*** RECORDS FOR THE EXERCISE ***

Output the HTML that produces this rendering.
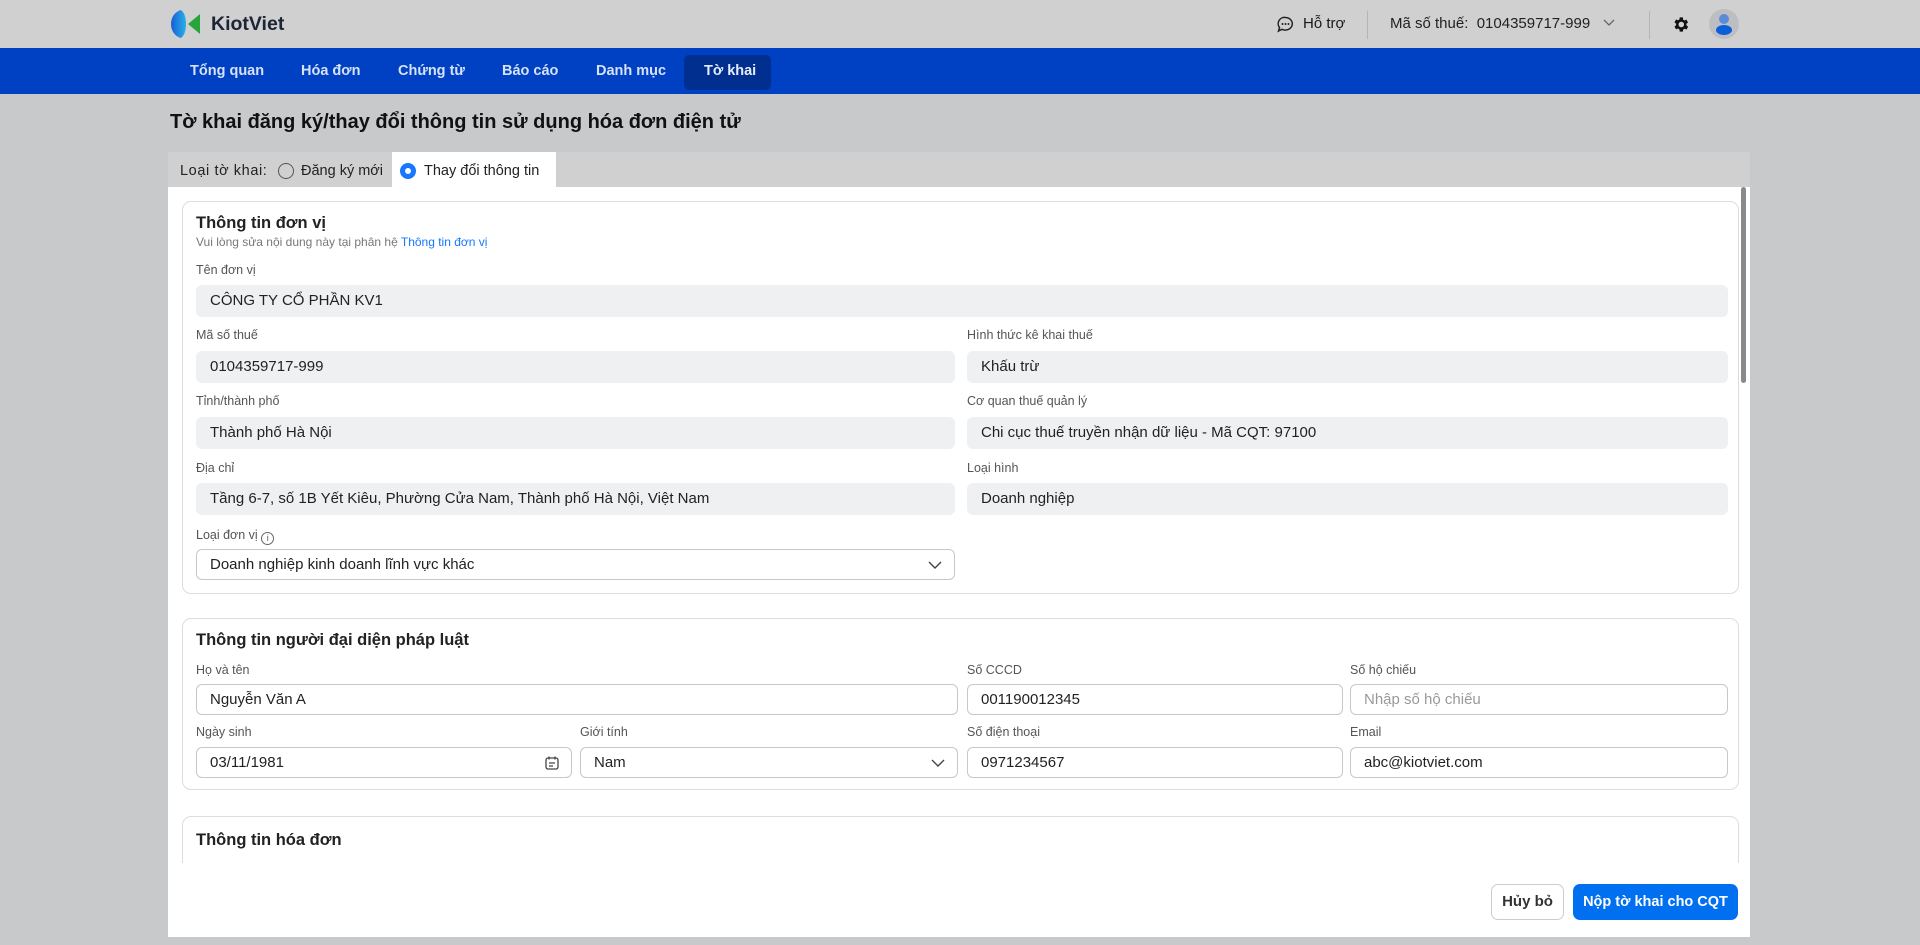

***
*** RECORDS FOR THE EXERCISE ***

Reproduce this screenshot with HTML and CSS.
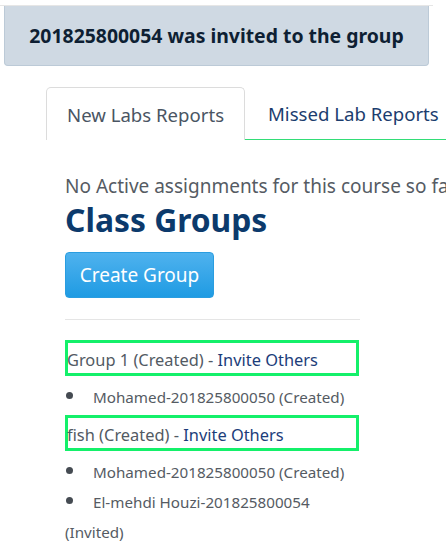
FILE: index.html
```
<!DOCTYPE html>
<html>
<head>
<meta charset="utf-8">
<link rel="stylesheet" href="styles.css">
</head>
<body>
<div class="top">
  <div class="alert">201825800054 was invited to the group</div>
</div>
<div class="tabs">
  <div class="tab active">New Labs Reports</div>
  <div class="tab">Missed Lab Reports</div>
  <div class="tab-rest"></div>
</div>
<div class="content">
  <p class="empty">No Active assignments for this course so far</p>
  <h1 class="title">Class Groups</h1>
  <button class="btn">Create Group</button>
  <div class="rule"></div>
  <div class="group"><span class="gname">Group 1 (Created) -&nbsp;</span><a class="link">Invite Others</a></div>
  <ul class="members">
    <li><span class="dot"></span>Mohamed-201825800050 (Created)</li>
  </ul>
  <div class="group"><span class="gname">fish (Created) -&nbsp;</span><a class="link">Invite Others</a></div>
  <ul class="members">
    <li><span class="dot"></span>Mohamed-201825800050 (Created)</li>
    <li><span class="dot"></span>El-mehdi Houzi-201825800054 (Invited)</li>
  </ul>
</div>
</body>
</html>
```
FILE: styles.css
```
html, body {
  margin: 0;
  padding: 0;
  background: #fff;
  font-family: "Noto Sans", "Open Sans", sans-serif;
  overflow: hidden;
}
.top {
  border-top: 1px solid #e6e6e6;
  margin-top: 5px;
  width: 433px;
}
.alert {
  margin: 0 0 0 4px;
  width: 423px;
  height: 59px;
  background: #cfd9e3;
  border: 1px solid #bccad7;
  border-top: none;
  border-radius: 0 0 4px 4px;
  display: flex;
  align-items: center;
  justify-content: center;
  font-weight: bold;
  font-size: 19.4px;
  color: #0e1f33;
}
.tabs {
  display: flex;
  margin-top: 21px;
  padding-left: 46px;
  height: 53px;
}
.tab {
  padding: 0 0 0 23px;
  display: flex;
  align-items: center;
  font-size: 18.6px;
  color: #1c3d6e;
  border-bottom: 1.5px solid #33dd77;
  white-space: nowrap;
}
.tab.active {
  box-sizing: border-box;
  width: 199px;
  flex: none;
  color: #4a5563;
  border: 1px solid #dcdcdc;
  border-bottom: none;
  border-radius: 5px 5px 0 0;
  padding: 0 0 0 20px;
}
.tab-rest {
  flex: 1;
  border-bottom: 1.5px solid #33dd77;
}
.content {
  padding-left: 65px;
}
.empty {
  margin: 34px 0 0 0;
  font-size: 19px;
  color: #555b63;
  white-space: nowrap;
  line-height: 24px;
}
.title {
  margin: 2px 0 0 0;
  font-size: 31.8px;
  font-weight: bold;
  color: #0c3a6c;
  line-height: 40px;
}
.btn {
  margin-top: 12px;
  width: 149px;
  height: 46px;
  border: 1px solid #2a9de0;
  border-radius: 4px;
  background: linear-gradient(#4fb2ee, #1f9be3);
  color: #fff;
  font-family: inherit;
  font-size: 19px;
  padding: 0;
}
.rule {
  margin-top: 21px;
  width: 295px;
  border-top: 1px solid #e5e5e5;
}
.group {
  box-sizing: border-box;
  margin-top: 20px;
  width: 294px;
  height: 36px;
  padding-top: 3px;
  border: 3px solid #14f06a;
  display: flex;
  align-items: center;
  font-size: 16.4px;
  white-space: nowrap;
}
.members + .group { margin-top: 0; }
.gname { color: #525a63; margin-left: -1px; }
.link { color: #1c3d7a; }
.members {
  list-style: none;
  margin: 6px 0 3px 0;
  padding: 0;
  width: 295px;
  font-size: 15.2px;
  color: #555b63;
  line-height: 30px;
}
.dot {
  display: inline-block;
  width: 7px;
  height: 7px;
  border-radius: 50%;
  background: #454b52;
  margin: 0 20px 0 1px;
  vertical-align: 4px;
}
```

***

### WHAT NEEDS TO BE DONE
Extract from the data every line where "this" shows up.

### EXERCISE RESPONSE
Output the HTML that produces this rendering.
Reproduce this screenshot with HTML and CSS.
  <p class="empty">No Active assignments for this course so far</p>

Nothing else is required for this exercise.